Finitely generated module over $A[[x]]$

Question

I have a question about module over power series ring.

Let $A$ is a local ring with maximal ideal $\mathfrak m$, I'm more interested in the case that $A=\mathbb Z_p/p^n\mathbb Z_p$

If $M\neq0$ is a finitely generated torsion module over $A[[x]]$, then is $M$ finitely generated over $A$?

I think it suffices to assume that $M$ is generated by one element $m$ and $m$ is killed by some series $f(x)=\sum_{i=0}a_ix^i$. But if $a_0\in\mathfrak m$, I can't deduce anything.

Thanks.

Answer 1

$p$ is nilpotent. For any $f\in pA[[x]], g\in x^m A[[x]]^\times$,

$f-g$ is not a zero-divisor and any non-zero divisor is of this form.

let $$h=\prod_{m=0}^{n-1}(f^{2^m}+g^{2^m})$$

we have that $$(f-g) (h)=(f^{2^n}-g^{2^n})=(g^{2^n})=(g)^{2^n}=(x^m)^{2^n}=(x^{m 2^n})$$

When including non-zero divisor in the definition of torsion module you get that $M$ is a finitely generated $A[[x]]$-module killed by such a non-zero divisor $f-g\in A[[x]]$, whence $M$ is killed by some $x^{m2^n}$, it is a finitely generated $A[[x]]/(x^{m 2^n})$ module.

Therefore it is also a finitely generated $A$-module.

Answer 2

You say you know the structure theory for f.g. torsion modules over the Iwasawa algebra $\Lambda := \mathbb Z_p[[x]]$. But then the result follows easily.

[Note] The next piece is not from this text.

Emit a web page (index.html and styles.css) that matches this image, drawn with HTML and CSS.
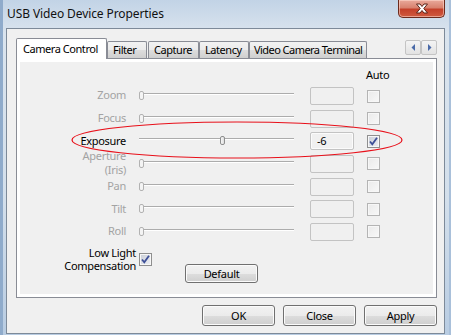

Namely, the ring $(\mathbb Z_p/p^n \mathbb Z_p) [[x]]$ you look at is just $\Lambda / (p^n)$, and like over any ring, a $\Lambda / (p^n)$-module is the same as a $\Lambda$-module on which $p^n$ operates as zero. Further, such a module $M$ being torsion and f.g. as $\Lambda / (p^n)$-module implies that it is f.g. and torsion as $\Lambda$-module. So we can apply said structure theory and now there is a homomorphism with finite kernel and cokernel

$$ M \rightarrow \bigoplus_i\mathbb{Z}_p[\![x]\!]/(p^{\mu_i})\oplus\bigoplus_j\mathbf{Z}_p[\![x]\!]/(f_j^{m_j})$$

Since being f.g. over $\mathbb Z_p$ will not be changed by those finite kernel and cokernel, w.l.o.g. we can assume this is an isomorphism; then, to be torsion as $\Lambda/(p^n)$-module means that the first sum must vanish (because it's not torsion). But to have $p^n$ operate as $0$, the second sum must vanish as well. Meaning that up to something finite, $M =0$; meaning that $M$ is finite; meaning that it's finitely generated as module over whatever ring you want.